* **Instructions for the task**: With the pictures left out, copy the listing below exactly.

* **Collected data**:

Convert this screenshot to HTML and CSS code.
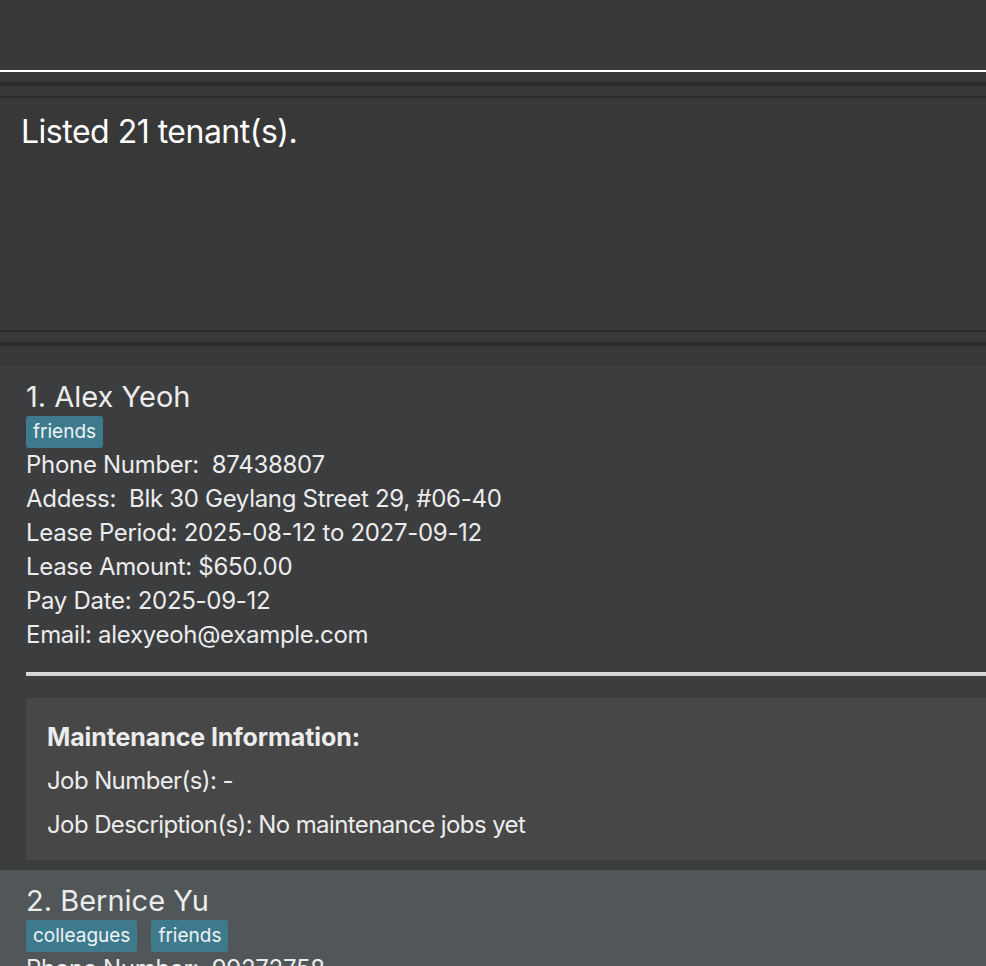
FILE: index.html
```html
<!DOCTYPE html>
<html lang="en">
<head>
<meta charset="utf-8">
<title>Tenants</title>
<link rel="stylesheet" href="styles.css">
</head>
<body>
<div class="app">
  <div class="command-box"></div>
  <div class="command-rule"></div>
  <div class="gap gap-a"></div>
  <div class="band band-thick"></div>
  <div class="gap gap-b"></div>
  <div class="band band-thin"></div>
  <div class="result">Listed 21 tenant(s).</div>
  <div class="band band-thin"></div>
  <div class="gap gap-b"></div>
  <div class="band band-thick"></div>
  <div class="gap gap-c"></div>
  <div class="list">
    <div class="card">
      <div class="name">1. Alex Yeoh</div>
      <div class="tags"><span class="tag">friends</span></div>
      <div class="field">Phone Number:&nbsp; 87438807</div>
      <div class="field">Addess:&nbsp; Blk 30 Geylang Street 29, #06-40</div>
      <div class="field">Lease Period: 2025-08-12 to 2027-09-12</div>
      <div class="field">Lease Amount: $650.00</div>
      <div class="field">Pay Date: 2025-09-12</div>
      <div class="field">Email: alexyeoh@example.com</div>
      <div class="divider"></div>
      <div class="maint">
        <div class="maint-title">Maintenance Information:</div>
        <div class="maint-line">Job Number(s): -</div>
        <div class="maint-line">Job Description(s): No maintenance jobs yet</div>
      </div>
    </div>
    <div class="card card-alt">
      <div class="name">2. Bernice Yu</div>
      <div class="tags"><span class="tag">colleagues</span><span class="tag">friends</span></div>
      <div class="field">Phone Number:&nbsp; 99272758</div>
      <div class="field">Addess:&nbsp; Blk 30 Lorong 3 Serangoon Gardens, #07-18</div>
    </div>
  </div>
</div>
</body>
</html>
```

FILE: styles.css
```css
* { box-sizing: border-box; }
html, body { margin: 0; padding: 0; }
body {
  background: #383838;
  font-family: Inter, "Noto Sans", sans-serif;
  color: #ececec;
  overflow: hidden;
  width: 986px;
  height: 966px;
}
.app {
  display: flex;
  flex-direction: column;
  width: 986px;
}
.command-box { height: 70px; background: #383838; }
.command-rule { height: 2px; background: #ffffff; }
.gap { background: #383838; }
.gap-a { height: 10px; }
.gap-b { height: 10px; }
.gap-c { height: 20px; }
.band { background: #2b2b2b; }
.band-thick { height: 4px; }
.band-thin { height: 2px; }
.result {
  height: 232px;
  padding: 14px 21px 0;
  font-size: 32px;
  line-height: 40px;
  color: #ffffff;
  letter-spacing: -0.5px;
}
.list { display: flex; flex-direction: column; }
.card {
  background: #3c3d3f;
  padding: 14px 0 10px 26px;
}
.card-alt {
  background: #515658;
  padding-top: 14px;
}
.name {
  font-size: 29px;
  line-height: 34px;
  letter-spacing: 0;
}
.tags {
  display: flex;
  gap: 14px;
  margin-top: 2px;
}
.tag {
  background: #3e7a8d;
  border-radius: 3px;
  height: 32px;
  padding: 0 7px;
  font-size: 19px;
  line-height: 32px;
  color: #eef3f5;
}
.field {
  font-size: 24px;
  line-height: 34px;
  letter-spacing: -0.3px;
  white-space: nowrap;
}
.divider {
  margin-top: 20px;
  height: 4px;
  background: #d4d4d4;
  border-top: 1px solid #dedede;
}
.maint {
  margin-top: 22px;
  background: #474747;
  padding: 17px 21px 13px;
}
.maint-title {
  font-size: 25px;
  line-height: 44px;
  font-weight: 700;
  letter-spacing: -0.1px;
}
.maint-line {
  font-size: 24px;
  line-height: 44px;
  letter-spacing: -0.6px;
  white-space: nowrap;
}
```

* **Complete answer**:
Convert this screenshot to HTML and CSS code.
FILE: index.html
```html
<!DOCTYPE html>
<html lang="en">
<head>
<meta charset="utf-8">
<title>Tenants</title>
<link rel="stylesheet" href="styles.css">
</head>
<body>
<div class="app">
  <div class="command-box"></div>
  <div class="command-rule"></div>
  <div class="gap gap-a"></div>
  <div class="band band-thick"></div>
  <div class="gap gap-b"></div>
  <div class="band band-thin"></div>
  <div class="result">Listed 21 tenant(s).</div>
  <div class="band band-thin"></div>
  <div class="gap gap-b"></div>
  <div class="band band-thick"></div>
  <div class="gap gap-c"></div>
  <div class="list">
    <div class="card">
      <div class="name">1. Alex Yeoh</div>
      <div class="tags"><span class="tag">friends</span></div>
      <div class="field">Phone Number:&nbsp; 87438807</div>
      <div class="field">Addess:&nbsp; Blk 30 Geylang Street 29, #06-40</div>
      <div class="field">Lease Period: 2025-08-12 to 2027-09-12</div>
      <div class="field">Lease Amount: $650.00</div>
      <div class="field">Pay Date: 2025-09-12</div>
      <div class="field">Email: alexyeoh@example.com</div>
      <div class="divider"></div>
      <div class="maint">
        <div class="maint-title">Maintenance Information:</div>
        <div class="maint-line">Job Number(s): -</div>
        <div class="maint-line">Job Description(s): No maintenance jobs yet</div>
      </div>
    </div>
    <div class="card card-alt">
      <div class="name">2. Bernice Yu</div>
      <div class="tags"><span class="tag">colleagues</span><span class="tag">friends</span></div>
      <div class="field">Phone Number:&nbsp; 99272758</div>
      <div class="field">Addess:&nbsp; Blk 30 Lorong 3 Serangoon Gardens, #07-18</div>
    </div>
  </div>
</div>
</body>
</html>
```

FILE: styles.css
```css
* { box-sizing: border-box; }
html, body { margin: 0; padding: 0; }
body {
  background: #383838;
  font-family: Inter, "Noto Sans", sans-serif;
  color: #ececec;
  overflow: hidden;
  width: 986px;
  height: 966px;
}
.app {
  display: flex;
  flex-direction: column;
  width: 986px;
}
.command-box { height: 70px; background: #383838; }
.command-rule { height: 2px; background: #ffffff; }
.gap { background: #383838; }
.gap-a { height: 10px; }
.gap-b { height: 10px; }
.gap-c { height: 20px; }
.band { background: #2b2b2b; }
.band-thick { height: 4px; }
.band-thin { height: 2px; }
.result {
  height: 232px;
  padding: 14px 21px 0;
  font-size: 32px;
  line-height: 40px;
  color: #ffffff;
  letter-spacing: -0.5px;
}
.list { display: flex; flex-direction: column; }
.card {
  background: #3c3d3f;
  padding: 14px 0 10px 26px;
}
.card-alt {
  background: #515658;
  padding-top: 14px;
}
.name {
  font-size: 29px;
  line-height: 34px;
  letter-spacing: 0;
}
.tags {
  display: flex;
  gap: 14px;
  margin-top: 2px;
}
.tag {
  background: #3e7a8d;
  border-radius: 3px;
  height: 32px;
  padding: 0 7px;
  font-size: 19px;
  line-height: 32px;
  color: #eef3f5;
}
.field {
  font-size: 24px;
  line-height: 34px;
  letter-spacing: -0.3px;
  white-space: nowrap;
}
.divider {
  margin-top: 20px;
  height: 4px;
  background: #d4d4d4;
  border-top: 1px solid #dedede;
}
.maint {
  margin-top: 22px;
  background: #474747;
  padding: 17px 21px 13px;
}
.maint-title {
  font-size: 25px;
  line-height: 44px;
  font-weight: 700;
  letter-spacing: -0.1px;
}
.maint-line {
  font-size: 24px;
  line-height: 44px;
  letter-spacing: -0.6px;
  white-space: nowrap;
}
```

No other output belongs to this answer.